A Novel Numerical Model for Coupled Large‐Strain Consolidation and Solute Transport in Clayey Soils Considering Chemico‐Osmotic and Creep Deformation
Peng‐Lin Li, Ding‐Bao Song, Zhen‐Yu Yin, Jian‐Hua Yin
Abstract
ABSTRACT Contaminated geomaterials in CDFs (confined disposal facilities) and CCLs (compacted clay layers) typically undergo a long‐term process involving coupled finite strain consolidation and solute transport, posing challenges for fully coupled modeling. To fill this research gap, a novel finite strain consolidation‐solute transport model incorporating chemico‐osmotic and creep effects is developed.
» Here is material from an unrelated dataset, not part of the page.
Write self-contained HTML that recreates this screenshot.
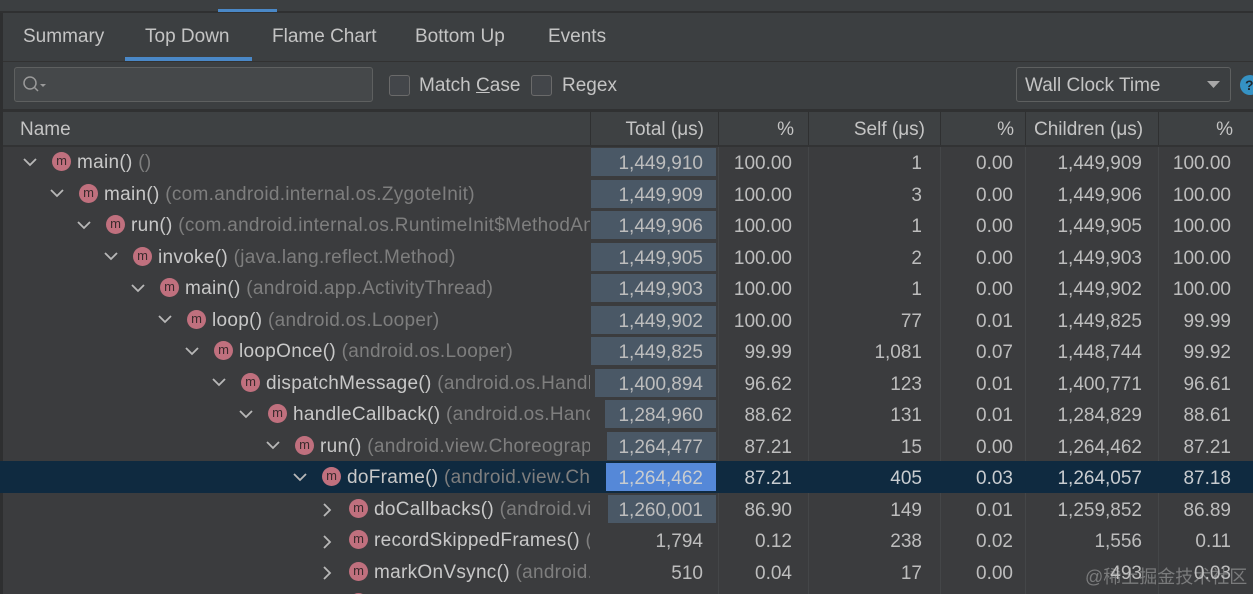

The predictive accuracy of the model is verified through comparisons with existing analytical and numerical solute transport models with consolidation effect, a finite‐strain consolidation model, and a small‐strain HMC (hydro‐mechanical‐chemo) model. The model effectively replicates oedometer tests with one‐step and three‐step salinization, revealing significant volume changes (15.6% and 5.74% for two tests) due to chemical loading, even larger than those (5.31% and 5.13%) due to mechanical loading. Finally, parametric studies highlight the influence of creep, compressibility, boundary conditions, initial concentration distribution, and adsorption, demonstrating that chemico‐osmotic effects can generate large negative pore pressures (50% of initial pore pressure) and average consolidation degree (about 140%). Compared with consolidation‐related parameters, the adsorption coefficient has a more noticeable effect on solute transport, leading to bottom concentration values ranging from 54% to 25% of the boundary concentration value as the adsorption coefficient increases from 0 to 1.5 mL/g. Overall, consolidation exhibits greater sensitivity to parameter variations than solute transport in these cases.